Figure 1. Time series of the temperature at 30 hPa (about 25 km altitude) averaged northward of 70°N (unit: K). The red line represents observation, while the thin black lines represent ensemble predictions. The upper panel shows the forecast from 14 January 2009, and the lower panel shows the forecast from 21 January 2009.

In the middle atmosphere, a unique phenomenon called “stratospheric sudden warming” (SSW) sometimes occurs, in which the temperature in the polar stratosphere rapidly rises over a few dozen degrees Kelvin within several days, a situation unimaginable in the troposphere. Figure 1 shows the time series of the stratospheric temperature over the Arctic for one winter, with observed values (red line) and predicted values (thin black lines). It illustrates the results of multiple predictions starting from slightly different initial conditions (i.e., ensemble forecasts). The observations indicate an SSW from mid to late January. The ensemble forecast initiated well before the event (upper panel) fails to capture the peak of SSW and shows a large spread among ensemble members. In contrast, all ensemble members in the forecast initiated just before the event (lower panel) accurately reproduce the warming evolution. Therefore, from this point, we could reliably predict the time evolution of this SSW. Investigating how these variations in forecast characteristics (i.e., predictability variations) are related to flow features and how they impact predictions in other regions is an important research topic.

Ozone Hole Variations and Insights into the Earth System Dynamics

Figure 2. Distribution of the total column ozone (unit: DU) on 24 September 2002, obtained by combining numerical model simulations with observations from satellites (processed through a method called “data assimilation”). It illustrates the dramatic splitting of the Antarctic ozone hole.

The middle atmospheric circulation is shaped by close interactions between dynamics, radiation, and chemistry. Figure 2 shows the temporary shrinking of the ozone hole, which had been developing to cover the entire Antarctic continent every spring since the 1980s, when it split into two (a very rare condition) by atmospheric dynamical variations. This example provides a suitable situation for investigating interactions with atmospheric chemistry and radiation. How does such a large-scale flow change affect material circulation and subsequently atmospheric composition? Conversely, how much do changes in atmospheric composition and radiative forcing alter the flow? By quantitatively elucidating the strength of interactions among the components of the Earth system, we can gain a more detailed understanding of the Earth's environment.

Geophysical and Planetary Fluid Dynamics

You feel and see wonders of fluids everyday – relax in the bath, feel the gentle wind in jogging, pour drops of milk in a cup of coffee. However, fluid behaves a bit differently in the far greater scales of the Earth or planets, which are the focus of Geophysical and Planetary Fluid Dynamics.

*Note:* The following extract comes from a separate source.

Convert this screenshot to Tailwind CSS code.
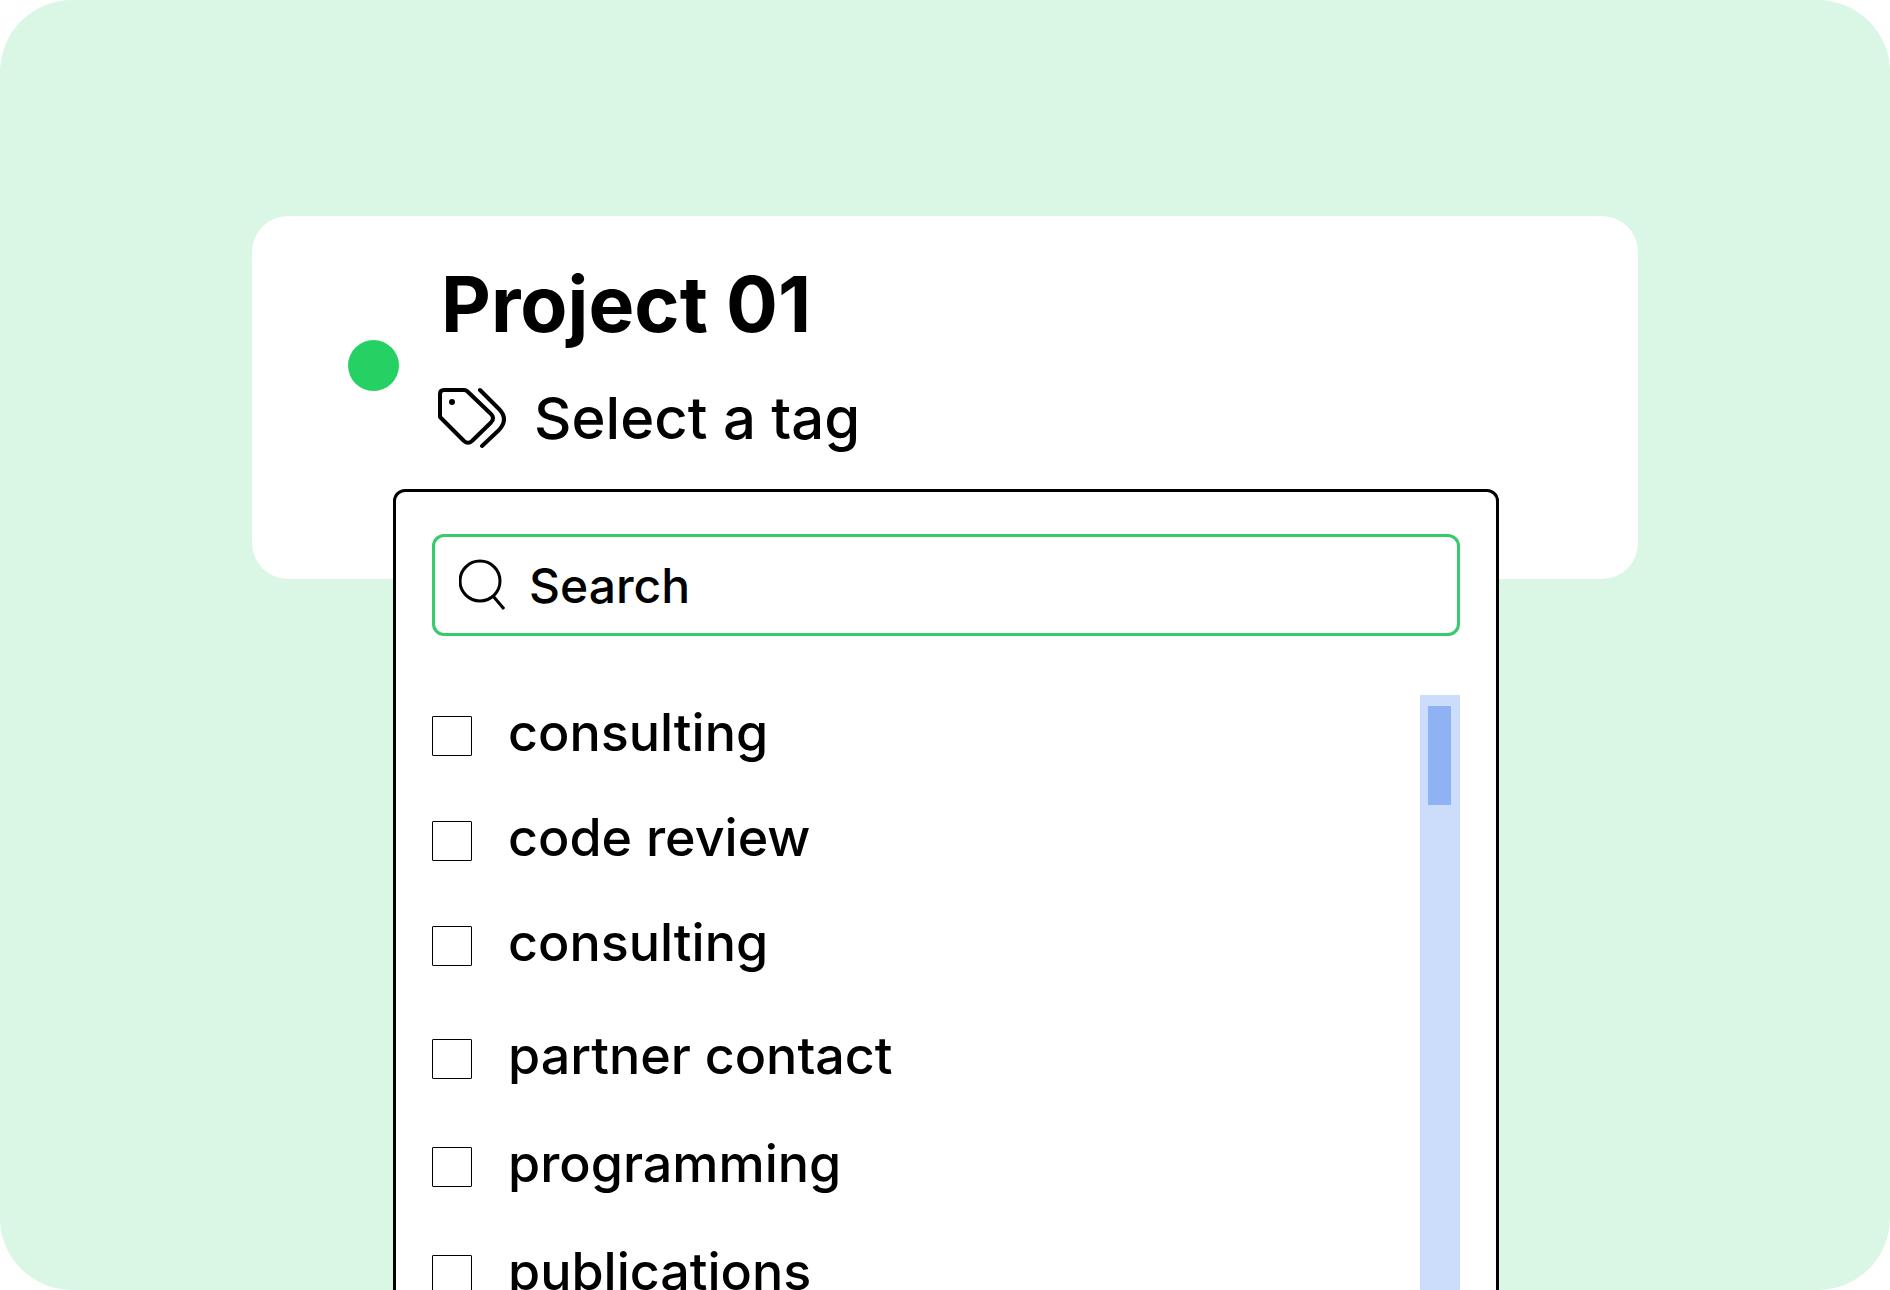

Figure 3. Flow in the atmosphere of “aqua-planet”, which is an idealized Earth entirely covered with an ocean.

Rotation and sphericity of the Earth affect the motion of the air or water on it in a number of aspects. Figure 3 illustrates the flow driven by a localized warm water pool of Amazon size placed at the equator. We see complex structure of wind change emerge all over the globe. This result is obtained in an idealized earth, all covered with ocean, on which we see the character of flow on rotating spherical planet more clearly than on the Earth which has many complex features like continent and mountains.

Figure 4. Jupiter's thunderstorm (indicated by yellow arrow in the left panel) observed by Galileo Orbiter. Lightnings are observed at night (right panels).

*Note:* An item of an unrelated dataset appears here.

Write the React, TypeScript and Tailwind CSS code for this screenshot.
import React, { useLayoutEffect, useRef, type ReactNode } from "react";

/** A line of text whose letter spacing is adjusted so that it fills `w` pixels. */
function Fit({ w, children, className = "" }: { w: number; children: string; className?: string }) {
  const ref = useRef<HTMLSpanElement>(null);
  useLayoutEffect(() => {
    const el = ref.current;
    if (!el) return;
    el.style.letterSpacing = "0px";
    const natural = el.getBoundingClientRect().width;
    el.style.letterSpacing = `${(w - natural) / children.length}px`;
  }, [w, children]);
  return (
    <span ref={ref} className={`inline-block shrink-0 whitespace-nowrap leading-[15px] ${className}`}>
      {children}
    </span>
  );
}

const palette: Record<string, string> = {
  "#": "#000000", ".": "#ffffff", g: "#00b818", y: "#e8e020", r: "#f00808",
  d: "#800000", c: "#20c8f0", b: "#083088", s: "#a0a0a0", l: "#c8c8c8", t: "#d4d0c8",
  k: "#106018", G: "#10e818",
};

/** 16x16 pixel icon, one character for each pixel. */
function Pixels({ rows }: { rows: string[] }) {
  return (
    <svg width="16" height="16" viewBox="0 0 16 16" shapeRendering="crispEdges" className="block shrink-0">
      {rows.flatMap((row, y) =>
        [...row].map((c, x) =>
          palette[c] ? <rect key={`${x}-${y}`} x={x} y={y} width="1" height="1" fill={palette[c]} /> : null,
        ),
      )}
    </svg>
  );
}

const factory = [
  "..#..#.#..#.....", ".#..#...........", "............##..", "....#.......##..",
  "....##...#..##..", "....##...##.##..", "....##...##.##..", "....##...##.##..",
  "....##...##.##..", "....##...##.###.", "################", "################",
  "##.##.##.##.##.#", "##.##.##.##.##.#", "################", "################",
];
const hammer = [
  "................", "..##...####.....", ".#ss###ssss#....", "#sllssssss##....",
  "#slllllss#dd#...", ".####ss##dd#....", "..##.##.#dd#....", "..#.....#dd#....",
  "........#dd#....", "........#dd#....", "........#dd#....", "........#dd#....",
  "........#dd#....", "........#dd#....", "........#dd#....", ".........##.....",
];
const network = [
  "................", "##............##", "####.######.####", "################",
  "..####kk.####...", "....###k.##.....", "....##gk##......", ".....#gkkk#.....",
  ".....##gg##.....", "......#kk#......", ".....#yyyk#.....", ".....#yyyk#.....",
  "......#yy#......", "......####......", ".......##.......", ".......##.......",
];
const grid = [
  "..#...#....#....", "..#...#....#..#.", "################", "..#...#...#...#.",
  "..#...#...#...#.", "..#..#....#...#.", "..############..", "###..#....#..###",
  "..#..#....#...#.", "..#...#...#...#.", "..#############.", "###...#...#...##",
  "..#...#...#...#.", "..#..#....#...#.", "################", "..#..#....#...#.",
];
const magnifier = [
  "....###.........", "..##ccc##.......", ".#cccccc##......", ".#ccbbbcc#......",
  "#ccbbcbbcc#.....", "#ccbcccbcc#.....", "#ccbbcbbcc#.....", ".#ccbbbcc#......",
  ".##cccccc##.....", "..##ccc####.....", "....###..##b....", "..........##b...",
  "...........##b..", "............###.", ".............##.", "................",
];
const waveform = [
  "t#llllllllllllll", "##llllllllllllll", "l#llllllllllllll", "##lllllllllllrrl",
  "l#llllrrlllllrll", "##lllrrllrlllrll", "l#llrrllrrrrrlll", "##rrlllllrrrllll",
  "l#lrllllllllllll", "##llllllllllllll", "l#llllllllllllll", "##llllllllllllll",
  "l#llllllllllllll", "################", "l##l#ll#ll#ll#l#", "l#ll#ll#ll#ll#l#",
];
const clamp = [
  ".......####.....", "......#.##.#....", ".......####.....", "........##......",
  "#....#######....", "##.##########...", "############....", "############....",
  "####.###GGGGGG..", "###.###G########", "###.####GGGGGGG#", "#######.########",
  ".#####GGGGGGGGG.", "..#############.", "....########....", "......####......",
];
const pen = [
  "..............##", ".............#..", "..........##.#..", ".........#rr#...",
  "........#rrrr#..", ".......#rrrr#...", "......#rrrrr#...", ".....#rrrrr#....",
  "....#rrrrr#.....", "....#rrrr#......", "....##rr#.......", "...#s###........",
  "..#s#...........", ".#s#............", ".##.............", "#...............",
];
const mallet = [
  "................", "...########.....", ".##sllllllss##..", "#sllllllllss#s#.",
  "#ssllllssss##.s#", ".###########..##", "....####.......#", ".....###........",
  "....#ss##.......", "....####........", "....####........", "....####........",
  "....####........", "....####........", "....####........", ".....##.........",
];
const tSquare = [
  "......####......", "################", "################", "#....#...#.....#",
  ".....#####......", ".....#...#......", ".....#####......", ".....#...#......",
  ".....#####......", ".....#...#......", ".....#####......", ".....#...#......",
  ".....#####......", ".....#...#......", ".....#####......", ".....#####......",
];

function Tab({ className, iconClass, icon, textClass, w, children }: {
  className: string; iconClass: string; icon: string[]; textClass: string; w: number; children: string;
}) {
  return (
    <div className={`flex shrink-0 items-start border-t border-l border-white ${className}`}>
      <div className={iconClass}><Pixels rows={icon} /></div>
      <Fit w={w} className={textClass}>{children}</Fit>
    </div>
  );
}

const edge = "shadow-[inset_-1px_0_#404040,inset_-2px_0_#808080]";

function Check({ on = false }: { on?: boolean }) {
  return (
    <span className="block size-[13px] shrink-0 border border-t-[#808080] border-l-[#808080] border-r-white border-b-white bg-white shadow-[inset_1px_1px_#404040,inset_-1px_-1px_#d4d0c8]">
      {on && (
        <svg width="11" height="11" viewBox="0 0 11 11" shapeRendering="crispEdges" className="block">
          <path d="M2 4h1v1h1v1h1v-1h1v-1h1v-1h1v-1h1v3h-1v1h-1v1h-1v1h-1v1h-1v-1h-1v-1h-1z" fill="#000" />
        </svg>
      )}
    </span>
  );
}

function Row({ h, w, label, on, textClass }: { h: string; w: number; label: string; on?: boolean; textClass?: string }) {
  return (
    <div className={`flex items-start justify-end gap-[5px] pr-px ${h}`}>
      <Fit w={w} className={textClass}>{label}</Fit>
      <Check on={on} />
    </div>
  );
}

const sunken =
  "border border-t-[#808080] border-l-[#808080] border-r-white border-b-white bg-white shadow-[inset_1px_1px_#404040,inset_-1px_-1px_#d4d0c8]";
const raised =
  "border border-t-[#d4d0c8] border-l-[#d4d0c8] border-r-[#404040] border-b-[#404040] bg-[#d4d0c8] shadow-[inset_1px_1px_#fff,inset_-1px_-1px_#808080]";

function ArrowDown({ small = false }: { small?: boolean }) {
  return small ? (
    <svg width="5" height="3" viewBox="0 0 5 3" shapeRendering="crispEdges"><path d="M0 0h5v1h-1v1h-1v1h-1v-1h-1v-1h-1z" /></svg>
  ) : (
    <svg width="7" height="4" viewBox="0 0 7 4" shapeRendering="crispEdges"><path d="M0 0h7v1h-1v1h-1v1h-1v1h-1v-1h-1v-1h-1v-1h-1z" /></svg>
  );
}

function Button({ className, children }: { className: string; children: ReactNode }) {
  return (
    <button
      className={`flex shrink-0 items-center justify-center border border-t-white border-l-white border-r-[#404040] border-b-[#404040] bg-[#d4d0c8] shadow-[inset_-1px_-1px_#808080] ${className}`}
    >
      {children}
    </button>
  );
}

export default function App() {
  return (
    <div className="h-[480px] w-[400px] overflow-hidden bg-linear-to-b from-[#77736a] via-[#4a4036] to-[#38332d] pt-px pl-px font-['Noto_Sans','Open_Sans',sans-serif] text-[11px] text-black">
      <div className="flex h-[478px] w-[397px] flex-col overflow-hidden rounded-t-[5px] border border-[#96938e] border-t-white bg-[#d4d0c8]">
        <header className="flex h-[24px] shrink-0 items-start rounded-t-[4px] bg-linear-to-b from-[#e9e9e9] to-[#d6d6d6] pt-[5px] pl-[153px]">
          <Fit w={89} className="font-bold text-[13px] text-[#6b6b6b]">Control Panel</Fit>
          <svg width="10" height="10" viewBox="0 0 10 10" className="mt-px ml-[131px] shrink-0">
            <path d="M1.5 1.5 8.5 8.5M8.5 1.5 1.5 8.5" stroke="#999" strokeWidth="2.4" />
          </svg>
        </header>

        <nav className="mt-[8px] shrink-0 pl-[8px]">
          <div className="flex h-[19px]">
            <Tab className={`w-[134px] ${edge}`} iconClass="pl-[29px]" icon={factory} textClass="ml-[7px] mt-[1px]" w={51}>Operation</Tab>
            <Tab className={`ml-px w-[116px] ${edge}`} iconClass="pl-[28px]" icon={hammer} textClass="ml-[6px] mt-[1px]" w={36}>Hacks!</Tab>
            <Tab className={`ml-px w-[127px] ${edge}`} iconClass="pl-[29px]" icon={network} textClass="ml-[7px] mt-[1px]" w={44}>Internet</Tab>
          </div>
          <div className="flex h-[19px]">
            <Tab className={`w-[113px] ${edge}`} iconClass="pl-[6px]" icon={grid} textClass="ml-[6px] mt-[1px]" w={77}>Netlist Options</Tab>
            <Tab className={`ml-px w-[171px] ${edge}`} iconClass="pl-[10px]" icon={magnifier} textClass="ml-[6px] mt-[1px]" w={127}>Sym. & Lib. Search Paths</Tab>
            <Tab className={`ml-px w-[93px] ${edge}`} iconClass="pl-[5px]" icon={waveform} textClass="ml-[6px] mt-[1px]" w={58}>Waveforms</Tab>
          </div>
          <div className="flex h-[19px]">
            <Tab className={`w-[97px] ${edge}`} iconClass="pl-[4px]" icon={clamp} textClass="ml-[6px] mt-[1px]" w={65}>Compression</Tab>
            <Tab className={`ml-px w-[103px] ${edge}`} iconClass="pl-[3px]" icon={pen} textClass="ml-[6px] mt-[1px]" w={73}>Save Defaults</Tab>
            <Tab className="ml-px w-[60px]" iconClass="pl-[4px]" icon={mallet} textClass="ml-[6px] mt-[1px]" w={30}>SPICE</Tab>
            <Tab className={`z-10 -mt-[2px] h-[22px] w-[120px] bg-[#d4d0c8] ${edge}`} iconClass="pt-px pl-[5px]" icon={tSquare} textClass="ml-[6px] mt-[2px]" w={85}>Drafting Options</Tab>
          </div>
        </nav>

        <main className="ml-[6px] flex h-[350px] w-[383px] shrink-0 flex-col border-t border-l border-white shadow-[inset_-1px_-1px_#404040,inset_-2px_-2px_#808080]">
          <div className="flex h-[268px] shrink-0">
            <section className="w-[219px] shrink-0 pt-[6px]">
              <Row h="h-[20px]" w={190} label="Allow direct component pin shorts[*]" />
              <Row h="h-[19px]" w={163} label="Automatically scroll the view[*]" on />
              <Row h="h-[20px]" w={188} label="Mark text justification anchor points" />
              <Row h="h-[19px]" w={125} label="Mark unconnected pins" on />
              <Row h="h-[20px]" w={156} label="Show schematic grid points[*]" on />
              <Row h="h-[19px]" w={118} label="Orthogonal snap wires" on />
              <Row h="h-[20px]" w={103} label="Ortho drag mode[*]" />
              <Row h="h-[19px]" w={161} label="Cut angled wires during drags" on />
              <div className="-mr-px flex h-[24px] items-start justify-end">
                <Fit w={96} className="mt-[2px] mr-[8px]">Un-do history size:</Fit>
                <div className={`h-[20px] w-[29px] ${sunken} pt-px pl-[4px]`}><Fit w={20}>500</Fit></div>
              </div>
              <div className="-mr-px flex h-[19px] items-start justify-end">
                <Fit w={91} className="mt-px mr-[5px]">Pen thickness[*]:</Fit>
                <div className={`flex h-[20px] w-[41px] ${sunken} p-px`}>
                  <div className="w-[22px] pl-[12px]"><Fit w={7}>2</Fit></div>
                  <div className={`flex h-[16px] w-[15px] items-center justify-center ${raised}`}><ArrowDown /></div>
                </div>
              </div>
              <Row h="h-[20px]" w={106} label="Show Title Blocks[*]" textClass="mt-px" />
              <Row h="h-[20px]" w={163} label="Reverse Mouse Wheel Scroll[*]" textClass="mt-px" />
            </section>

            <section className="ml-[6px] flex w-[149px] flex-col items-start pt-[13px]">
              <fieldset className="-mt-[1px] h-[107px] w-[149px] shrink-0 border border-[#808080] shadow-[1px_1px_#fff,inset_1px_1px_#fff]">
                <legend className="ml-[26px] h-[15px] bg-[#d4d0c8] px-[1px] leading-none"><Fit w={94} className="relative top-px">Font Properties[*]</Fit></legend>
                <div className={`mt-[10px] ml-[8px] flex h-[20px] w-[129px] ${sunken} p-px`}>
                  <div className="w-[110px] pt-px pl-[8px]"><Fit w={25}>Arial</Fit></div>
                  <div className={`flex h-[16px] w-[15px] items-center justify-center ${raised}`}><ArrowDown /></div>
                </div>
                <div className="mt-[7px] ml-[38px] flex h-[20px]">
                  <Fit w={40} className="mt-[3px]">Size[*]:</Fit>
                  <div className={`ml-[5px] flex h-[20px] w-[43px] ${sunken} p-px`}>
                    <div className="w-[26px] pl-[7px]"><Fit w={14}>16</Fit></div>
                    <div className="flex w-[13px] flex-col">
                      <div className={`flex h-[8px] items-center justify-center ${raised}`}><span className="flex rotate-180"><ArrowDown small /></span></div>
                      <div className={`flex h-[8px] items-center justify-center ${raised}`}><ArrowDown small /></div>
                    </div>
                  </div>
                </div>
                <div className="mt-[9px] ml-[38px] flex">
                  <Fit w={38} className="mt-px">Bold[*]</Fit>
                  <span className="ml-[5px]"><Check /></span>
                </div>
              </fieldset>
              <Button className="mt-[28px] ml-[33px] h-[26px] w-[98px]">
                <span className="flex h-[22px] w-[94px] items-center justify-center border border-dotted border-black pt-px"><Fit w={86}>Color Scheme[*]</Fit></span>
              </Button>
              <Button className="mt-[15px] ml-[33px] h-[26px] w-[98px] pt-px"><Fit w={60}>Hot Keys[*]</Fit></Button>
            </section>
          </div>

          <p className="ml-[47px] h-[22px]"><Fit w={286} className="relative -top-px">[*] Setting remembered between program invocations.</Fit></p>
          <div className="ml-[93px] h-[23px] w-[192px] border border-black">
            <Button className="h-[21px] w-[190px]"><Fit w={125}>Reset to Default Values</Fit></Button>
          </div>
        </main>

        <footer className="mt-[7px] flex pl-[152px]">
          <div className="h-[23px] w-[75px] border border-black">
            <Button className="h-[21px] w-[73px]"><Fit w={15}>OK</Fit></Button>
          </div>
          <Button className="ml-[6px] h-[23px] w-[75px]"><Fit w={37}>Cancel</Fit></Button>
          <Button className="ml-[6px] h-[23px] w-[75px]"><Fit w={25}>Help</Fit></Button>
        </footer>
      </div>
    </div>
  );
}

When flowing up or down in a large distance, due to the change of temperature or pressure, the phase change of material occurs in the fluids, resulting in the formation of cloud and rain. Everybody knows those on the Earth, but clouds and rain develop also in the atmospheres of planets and its satellites. Figure 4 shows lightning in the thunderstorms of Jupiter's atmosphere. Cumulonimbus clouds of methane develop in the atmosphere of Titan, the largest satellite of Saturn. There are many poorly known issues on these extraterrestrial clouds.

Figure 5. A large scale vortex emerging in a numerical model constructed based on the equations for the Earth's ocean, which is similar to Jupiter's Great Red Spot (bottom panel).

Geophysical Fluid Dynamics originates from the consideration on the dynamics of the Earth's atmosphere and oceans, and extends its field to include the fluids on and inside of other planets. For example, the behavior of the Great Red Spot on Jupiter can be understood based on the mathematical framework that has been used for the Earth's oceans (Figure 5). Now, thousands of “exoplanets” have been found around stars other than our own sun. So the development of “Pan-Planetary Fluid Dynamics”, with which possible great variety of the atmospheres and oceans can be explored and understood, is one of our dreams. Such framework should be useful also in considering the environment of our own Earth in the distant past and future.